EXERCISE BRIEF:
In the data below, find each line containing the string "Tailwind" and return it.

**** RECORDS SHOWN

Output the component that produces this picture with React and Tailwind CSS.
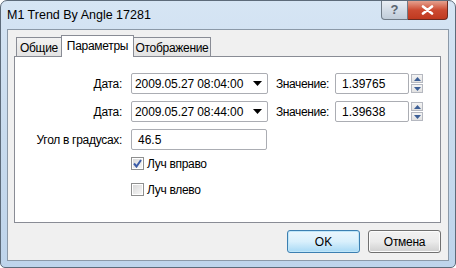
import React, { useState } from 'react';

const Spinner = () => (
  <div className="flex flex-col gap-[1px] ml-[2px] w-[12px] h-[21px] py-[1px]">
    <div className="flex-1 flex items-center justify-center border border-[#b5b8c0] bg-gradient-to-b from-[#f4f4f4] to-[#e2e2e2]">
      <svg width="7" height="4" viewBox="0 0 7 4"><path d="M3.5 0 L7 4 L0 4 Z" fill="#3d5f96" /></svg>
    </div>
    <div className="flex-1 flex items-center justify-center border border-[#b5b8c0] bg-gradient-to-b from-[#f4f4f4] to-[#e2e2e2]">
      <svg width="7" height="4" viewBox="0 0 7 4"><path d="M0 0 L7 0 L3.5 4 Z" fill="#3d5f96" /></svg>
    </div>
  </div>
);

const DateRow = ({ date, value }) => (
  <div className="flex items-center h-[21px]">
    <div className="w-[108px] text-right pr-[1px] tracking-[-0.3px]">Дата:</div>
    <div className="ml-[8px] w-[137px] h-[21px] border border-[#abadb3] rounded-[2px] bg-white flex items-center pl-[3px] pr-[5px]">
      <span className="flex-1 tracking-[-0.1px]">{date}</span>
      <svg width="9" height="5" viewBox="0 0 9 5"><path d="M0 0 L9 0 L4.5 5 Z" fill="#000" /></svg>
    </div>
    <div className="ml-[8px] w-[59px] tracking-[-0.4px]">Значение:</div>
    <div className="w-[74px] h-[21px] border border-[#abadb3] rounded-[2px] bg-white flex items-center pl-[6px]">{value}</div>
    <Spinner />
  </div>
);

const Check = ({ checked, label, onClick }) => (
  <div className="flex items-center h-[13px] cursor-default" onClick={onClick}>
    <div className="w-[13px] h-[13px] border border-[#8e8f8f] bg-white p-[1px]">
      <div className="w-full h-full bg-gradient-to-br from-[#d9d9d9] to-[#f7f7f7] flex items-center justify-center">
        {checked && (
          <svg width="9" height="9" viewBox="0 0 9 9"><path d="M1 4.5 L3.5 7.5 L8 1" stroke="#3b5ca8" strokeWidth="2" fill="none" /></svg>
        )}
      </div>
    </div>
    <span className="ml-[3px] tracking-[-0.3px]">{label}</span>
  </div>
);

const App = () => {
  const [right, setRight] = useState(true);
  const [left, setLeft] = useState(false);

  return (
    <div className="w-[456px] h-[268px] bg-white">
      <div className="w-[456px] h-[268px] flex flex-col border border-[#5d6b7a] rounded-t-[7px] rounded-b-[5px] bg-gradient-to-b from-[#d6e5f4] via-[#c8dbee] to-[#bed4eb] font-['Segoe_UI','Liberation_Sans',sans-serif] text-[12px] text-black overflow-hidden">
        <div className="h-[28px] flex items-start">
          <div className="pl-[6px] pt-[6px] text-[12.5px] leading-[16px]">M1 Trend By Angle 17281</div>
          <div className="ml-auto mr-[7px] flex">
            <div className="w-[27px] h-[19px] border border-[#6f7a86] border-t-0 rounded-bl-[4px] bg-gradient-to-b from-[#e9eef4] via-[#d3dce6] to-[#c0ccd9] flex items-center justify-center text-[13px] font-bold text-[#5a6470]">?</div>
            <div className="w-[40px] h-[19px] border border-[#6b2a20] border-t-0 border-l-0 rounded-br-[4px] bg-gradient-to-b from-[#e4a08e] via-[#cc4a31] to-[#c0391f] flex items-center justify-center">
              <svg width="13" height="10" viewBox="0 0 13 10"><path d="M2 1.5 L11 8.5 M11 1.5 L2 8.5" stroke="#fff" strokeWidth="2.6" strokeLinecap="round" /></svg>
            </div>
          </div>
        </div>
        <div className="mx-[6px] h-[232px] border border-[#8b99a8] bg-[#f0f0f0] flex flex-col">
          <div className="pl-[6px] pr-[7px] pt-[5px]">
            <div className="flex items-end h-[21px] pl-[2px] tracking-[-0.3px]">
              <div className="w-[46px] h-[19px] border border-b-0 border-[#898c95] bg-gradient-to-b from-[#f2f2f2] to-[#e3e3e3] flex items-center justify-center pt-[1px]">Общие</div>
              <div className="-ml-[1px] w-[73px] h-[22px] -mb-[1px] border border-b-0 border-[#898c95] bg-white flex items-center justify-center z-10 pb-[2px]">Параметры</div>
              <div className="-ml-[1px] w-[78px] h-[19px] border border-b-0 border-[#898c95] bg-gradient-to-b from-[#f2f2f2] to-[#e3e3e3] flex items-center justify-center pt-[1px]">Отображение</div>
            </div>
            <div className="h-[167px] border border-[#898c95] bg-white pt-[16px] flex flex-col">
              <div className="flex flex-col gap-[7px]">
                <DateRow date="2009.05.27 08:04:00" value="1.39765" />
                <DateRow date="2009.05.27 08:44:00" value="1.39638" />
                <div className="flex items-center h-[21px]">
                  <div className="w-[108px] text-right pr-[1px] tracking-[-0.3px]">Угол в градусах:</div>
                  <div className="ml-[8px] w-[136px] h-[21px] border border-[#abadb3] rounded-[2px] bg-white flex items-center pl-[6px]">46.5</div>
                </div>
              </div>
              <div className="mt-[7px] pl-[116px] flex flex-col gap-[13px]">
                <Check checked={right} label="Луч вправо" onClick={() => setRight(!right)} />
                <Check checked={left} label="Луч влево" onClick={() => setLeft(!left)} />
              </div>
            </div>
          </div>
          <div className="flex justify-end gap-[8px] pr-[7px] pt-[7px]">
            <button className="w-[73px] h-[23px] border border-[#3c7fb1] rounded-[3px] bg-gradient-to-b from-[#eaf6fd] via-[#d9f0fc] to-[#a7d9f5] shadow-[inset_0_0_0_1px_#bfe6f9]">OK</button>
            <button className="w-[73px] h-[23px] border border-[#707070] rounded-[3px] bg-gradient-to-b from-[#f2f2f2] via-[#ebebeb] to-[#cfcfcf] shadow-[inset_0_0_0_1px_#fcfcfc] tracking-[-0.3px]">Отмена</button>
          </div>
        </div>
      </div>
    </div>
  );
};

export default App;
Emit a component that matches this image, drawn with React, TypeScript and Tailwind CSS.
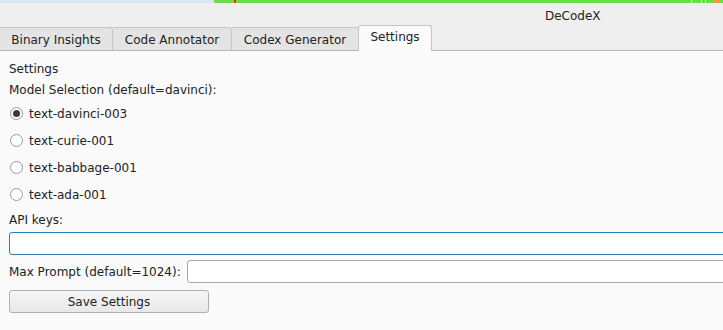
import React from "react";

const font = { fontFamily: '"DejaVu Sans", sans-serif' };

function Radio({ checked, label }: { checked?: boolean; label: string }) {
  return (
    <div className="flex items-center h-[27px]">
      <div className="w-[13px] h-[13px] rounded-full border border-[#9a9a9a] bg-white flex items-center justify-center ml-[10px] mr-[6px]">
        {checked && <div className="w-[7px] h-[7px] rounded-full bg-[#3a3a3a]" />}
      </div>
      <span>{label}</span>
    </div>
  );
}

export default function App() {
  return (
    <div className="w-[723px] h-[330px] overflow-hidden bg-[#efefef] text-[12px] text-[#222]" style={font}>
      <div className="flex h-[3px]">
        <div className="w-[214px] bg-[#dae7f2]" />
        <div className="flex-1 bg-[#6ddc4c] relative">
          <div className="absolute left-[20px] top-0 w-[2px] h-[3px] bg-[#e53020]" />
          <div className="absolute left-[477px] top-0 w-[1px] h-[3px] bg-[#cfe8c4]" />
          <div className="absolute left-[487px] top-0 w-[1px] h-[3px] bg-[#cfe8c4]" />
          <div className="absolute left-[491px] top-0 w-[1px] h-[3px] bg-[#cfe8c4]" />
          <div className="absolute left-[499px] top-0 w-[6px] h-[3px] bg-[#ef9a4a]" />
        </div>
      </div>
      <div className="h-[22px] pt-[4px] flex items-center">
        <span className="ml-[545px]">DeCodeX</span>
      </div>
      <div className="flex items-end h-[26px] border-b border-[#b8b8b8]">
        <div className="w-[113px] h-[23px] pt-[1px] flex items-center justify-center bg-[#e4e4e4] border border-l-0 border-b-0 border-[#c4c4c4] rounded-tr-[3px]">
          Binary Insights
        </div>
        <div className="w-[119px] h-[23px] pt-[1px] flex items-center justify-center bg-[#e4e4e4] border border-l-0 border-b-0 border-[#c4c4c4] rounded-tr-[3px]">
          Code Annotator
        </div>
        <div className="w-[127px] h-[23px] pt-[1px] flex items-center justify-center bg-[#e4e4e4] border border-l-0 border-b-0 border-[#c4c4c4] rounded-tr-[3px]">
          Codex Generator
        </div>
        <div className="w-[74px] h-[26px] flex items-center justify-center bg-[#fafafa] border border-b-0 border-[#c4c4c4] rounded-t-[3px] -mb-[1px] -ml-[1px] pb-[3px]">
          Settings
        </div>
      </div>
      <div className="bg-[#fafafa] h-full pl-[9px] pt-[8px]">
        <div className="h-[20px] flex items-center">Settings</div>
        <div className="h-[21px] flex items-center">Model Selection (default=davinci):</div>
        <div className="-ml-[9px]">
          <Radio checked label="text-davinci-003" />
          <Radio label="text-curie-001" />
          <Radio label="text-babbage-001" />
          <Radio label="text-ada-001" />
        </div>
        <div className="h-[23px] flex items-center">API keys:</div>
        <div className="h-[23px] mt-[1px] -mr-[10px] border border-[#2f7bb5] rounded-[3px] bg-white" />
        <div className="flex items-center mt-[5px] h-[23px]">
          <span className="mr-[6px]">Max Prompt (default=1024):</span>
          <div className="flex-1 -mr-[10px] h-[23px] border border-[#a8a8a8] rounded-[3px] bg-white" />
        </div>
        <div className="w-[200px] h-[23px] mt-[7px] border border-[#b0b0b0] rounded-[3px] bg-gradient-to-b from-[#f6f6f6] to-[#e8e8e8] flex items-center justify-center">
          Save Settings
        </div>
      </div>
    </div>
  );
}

********

ANSWER TO THIS PROBLEM:
Output the component that produces this picture with React and Tailwind CSS.
Emit a component that matches this image, drawn with React, TypeScript and Tailwind CSS.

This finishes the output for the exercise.